Deux hyperpuissances qui se livrent à une compétition permanente dans tous les domaines et sur tous les continents, une course aux armements délirante, des conflits majeurs évités de justesse, et d’autres, plus périphériques, qui deviennent des points de fixation… la Guerre Froide regorge de scénarios qui ont été largement exploités par le cinéma et la littérature. Dans le jeu vidéo en revanche, le constat est bien maigre.
Quelques périodes historiques et la solution de facilité
On ne prend pas trop de risques en affirmant que le jeu vidéo de guerre se concentre essentiellement sur trois périodes historiques :
- La Seconde guerre mondiale (dans une vision qui reste, d’ailleurs, très cinématographique et largement inspiré par les films classiques des années 60) ;
- La guerre « moderne» qui, dans un monde marqué par le terrorisme, fait la part belle aux forces spéciales et aux décors moyen-orientaux ;
- Les guerres futuristes où tout est possible, mais où on retrouve assez étrangement des gameplay et des armes très actuels.

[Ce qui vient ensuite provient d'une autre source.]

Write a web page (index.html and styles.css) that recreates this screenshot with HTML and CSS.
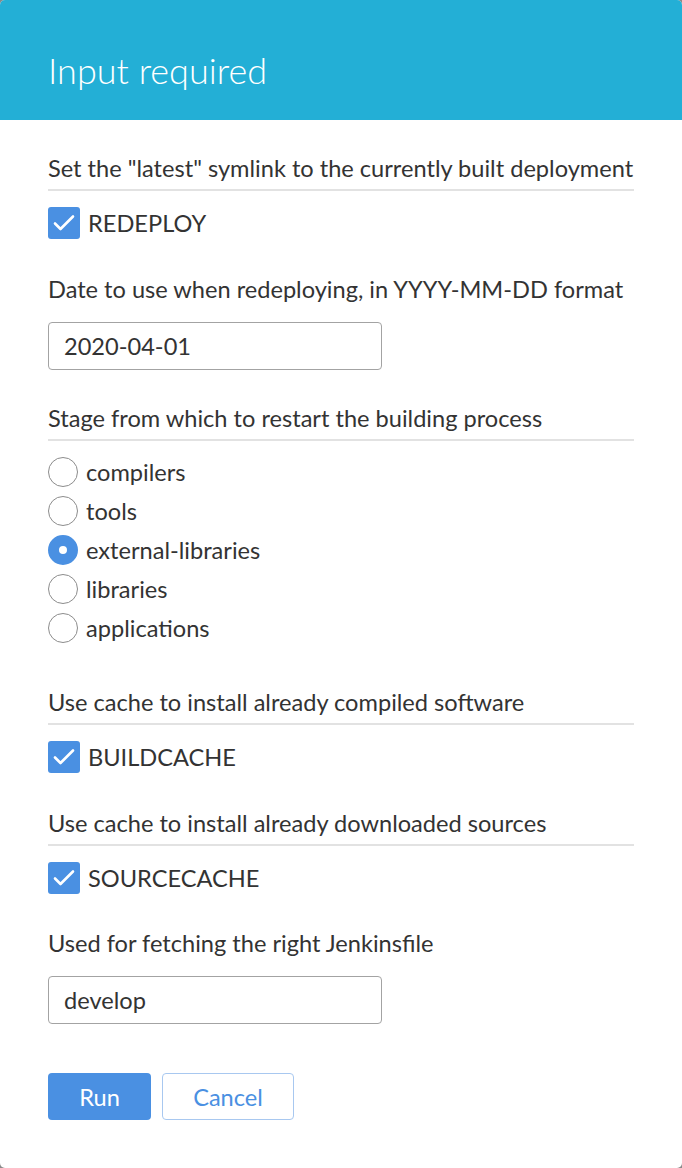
FILE: index.html
```html
<!DOCTYPE html>
<html lang="en">
<head>
<meta charset="utf-8">
<title>Input required</title>
<link rel="stylesheet" href="styles.css">
</head>
<body>
<div class="dialog">
  <header class="dialog-header">
    <h1 class="dialog-title">Input required</h1>
  </header>
  <form class="dialog-body">
    <div class="param">
      <div class="desc">Set the "latest" symlink to the currently built deployment</div>
      <div class="rule"></div>
      <label class="check">
        <span class="box"><svg viewBox="0 0 32 32" width="32" height="32"><path d="M7 16.5 L12.5 22 L25 9.5" fill="none" stroke="#fff" stroke-width="2.6" stroke-linecap="round" stroke-linejoin="round"/></svg></span>
        <span class="check-label">REDEPLOY</span>
      </label>
    </div>
    <div class="param param-field">
      <div class="desc">Date to use when redeploying, in YYYY-MM-DD format</div>
      <div class="field">2020-04-01</div>
    </div>
    <div class="param param-radios">
      <div class="desc">Stage from which to restart the building process</div>
      <div class="rule"></div>
      <div class="radios">
        <div class="radio"><span class="dot"></span><span>compilers</span></div>
        <div class="radio"><span class="dot"></span><span>tools</span></div>
        <div class="radio"><span class="dot on"></span><span>external-libraries</span></div>
        <div class="radio"><span class="dot"></span><span>libraries</span></div>
        <div class="radio"><span class="dot"></span><span>applications</span></div>
      </div>
    </div>
    <div class="param">
      <div class="desc">Use cache to install already compiled software</div>
      <div class="rule"></div>
      <label class="check">
        <span class="box"><svg viewBox="0 0 32 32" width="32" height="32"><path d="M7 16.5 L12.5 22 L25 9.5" fill="none" stroke="#fff" stroke-width="2.6" stroke-linecap="round" stroke-linejoin="round"/></svg></span>
        <span class="check-label">BUILDCACHE</span>
      </label>
    </div>
    <div class="param param-last-check">
      <div class="desc">Use cache to install already downloaded sources</div>
      <div class="rule"></div>
      <label class="check">
        <span class="box"><svg viewBox="0 0 32 32" width="32" height="32"><path d="M7 16.5 L12.5 22 L25 9.5" fill="none" stroke="#fff" stroke-width="2.6" stroke-linecap="round" stroke-linejoin="round"/></svg></span>
        <span class="check-label">SOURCECACHE</span>
      </label>
    </div>
    <div class="param param-field">
      <div class="desc">Used for fetching the right Jenkinsfile</div>
      <div class="field">develop</div>
    </div>
    <div class="actions">
      <span class="btn btn-primary">Run</span>
      <span class="btn btn-secondary">Cancel</span>
    </div>
  </form>
</div>
</body>
</html>
```

FILE: styles.css
```css
html {
  background: #8a8a8a;
}
body {
  margin: 0;
  font-family: Lato, "Open Sans", sans-serif;
  color: #333;
}
.dialog {
  background: #fff;
  border-radius: 5px;
  overflow: hidden;
  height: 1168px;
}
.dialog-header {
  background: #23afd6;
  height: 120px;
  box-sizing: border-box;
  display: flex;
  align-items: center;
  padding: 20px 48px 0;
}
.dialog-title {
  margin: 0;
  font-weight: 300;
  font-size: 36px;
  color: #fff;
  line-height: 40px;
}
.dialog-body {
  padding: 36px 48px 0;
}
.param {
  margin-bottom: 38px;
}
.param-field {
  margin-bottom: 36px;
}
.param-radios {
  margin-bottom: 47px;
}
.param-last-check {
  margin-bottom: 37px;
}
.desc {
  font-size: 23.6px;
  line-height: 24px;
  white-space: nowrap;
}
.rule {
  height: 2px;
  background: #e2e2e2;
  margin: 9px 0 16px;
}
.check {
  display: flex;
  align-items: center;
  gap: 8px;
  height: 32px;
}
.box {
  width: 32px;
  height: 32px;
  border-radius: 3px;
  background: #4a90e2;
  display: block;
}
.box svg {
  display: block;
}
.check-label {
  font-size: 23.6px;
}
.field {
  margin-top: 21px;
  width: 334px;
  height: 48px;
  box-sizing: border-box;
  border: 1px solid #a3a3a3;
  border-radius: 4px;
  padding: 0 15px;
  font-size: 23.6px;
  line-height: 46px;
}
.radios {
  display: flex;
  flex-direction: column;
  gap: 9px;
}
.radio {
  display: flex;
  align-items: center;
  gap: 8px;
  height: 30px;
  font-size: 23.6px;
}
.dot {
  width: 30px;
  height: 30px;
  box-sizing: border-box;
  border: 1.5px solid #8c8c8c;
  border-radius: 50%;
}
.dot.on {
  border: 11px solid #4a90e2;
  background: #fff;
}
.actions {
  display: flex;
  gap: 11px;
  padding-top: 13px;
}
.btn {
  height: 47px;
  box-sizing: border-box;
  display: flex;
  align-items: center;
  justify-content: center;
  border-radius: 4px;
  font-size: 23.6px;
}
.btn-primary {
  width: 103px;
  background: #4a90e2;
  color: #fff;
}
.btn-secondary {
  width: 132px;
  border: 1px solid #a8c8f0;
  color: #4a90e2;
  background: #fff;
}
```
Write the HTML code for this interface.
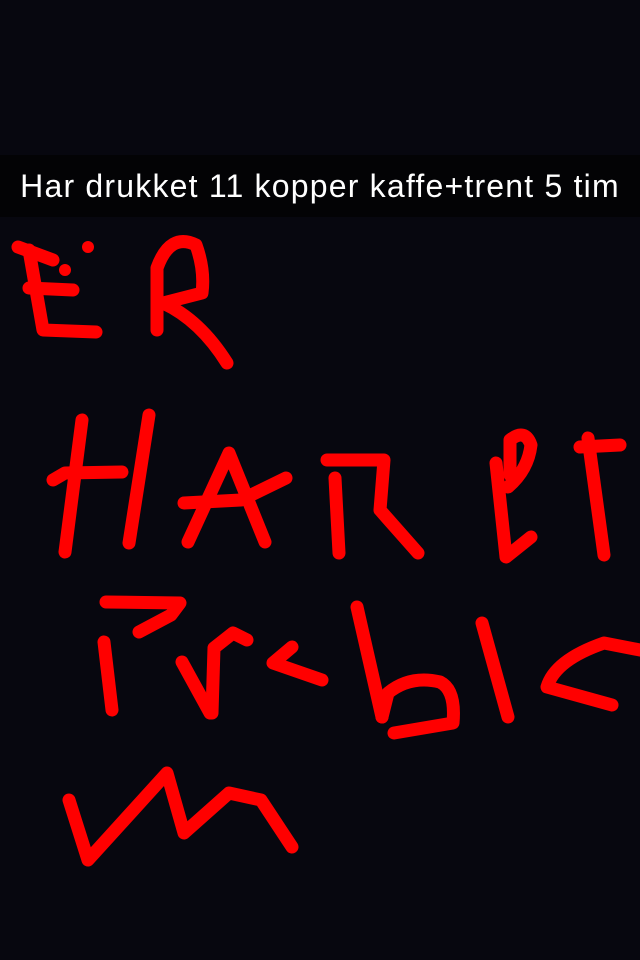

Dans tous les cas, qu’il s’agisse de nazis, de terroristes ou d’aliens, l’ennemi est assez fédérateur, et permet aux éditeurs AAA de ne pas prendre aucun risque scénaristique ou commercial, même si c’est au prix d’une décrédibilisation de licences auparavant matures et authentiques, et en se coupant peu à peu des joueurs de plus de 12 ans…
La Guerre froide, la grande oubliée
C’est peut-être en effet pour cette raison que la Guerre Froide est peu présente dans le jeu vidéo, surtout depuis qu’il est mondialisé… Il faut une certaine ambition pour poser sa trame scénaristique dans un monde où rien n’est ni blanc ni noir, et où tout est jeu d’ombres.
Il y a aussi une autre raison, peut-être plus simple : la 3ème Guerre Mondiale n’a jamais eu lieu, et on ne saura jamais comment elle aurait pu se dérouler, sauf dans le mémorable Operation Flashpoint (mais c’était il y a 20 ans déjà).
Et pourtant, elle offre des perspectives fantastiques sur plusieurs points :
- Le retour du techno-thriller : la Guerre Froide, c’est avant tout un affrontement idéologique où l’espionnage et la technologie ont joué un rôle majeur. Tom Clancy, John Le Carré et des dizaines d’autres auteurs en ont tiré des histoires extraordinaires, qui pourraient sans nul doute être exploitées…
- Les guerres par proxy : si les deux blocs ne se sont jamais affrontés directement, ils se sont en revanche livré une guerre sans merci sur des conflits périphériques, du Vietnam à l’Angola, en passant par les jungles d’Amérique du Sud. Seul les Call of Duty Black Ops se sont timidement risqués sur ce terrain, mais sans vraiment y porter une vraie attention historique…
- Les fantômes de la Guerre Froide : les projets fous de la période alimentent encore souvent le cinéma et la littérature, des anciennes bases secrètes aux projets d’armes démentielles comme la Guerre des Etoiles ou les Ekranoplanes. Là encore, le jeu vidéo est en retard, et des recherches documentaires et historiques plus poussées en amont de la production pourraient sans doute y remédier.
Une lueur d’espoir venue du jeu indé…
On le dit souvent sur TAISSON, mais les jeux les plus matures scénaristiquement sont aujourd’hui à chercher du côté des petits studios.
En l’espèce, nous attribuerons une mention spéciale au petit mais talentueux studio français Eugen Systems, qui lance dernier épisode de sa série à succès “Wargames”, des jeux de stratégie plutôt exigeants. Le dernier en date, intitulé Warno (pour “Warning Order” dans le langage OTAN) livre une ode aux années 1980, sur un fond musical très synthwave.
Son choix de placer le jeu à la toute fin de la Guerre Froide est, à notre sens, particulièrement judicieux. A cette époque, les deux blocs sont encore capables de mobiliser troupes et matériels en nombre considérable, et peuvent donc considérer des affrontements massifs. Mais les années 80 sont aussi celles où des armes dévastatrices comme le A-10 sont enfin associées des technologies de rupture, comme l’électronique et les missiles, qui atteignent alors leur pleine maturité.
Dans le même registre du STR, “Régiments”, édité par MicroProse, ou “Broken Arrow” chez Slitherine, tenteront aussi de réinvestir les théâtres virtuels européens en 2022.
Cette capacité à allier technologie, Real Politik et guerres clandestines est unique, et ne peut pas être calquée sur des scénarii « modernes », dans un monde où les réseaux sociaux et les systèmes automatisés nous ont fait rentrer dans une ère nouvelle. Espérons donc que notre appel soit entendu et que d’autres jeux, en particulier solo, osent se saisir de ce fabuleux objet narratif qu’est la Guerre Froide.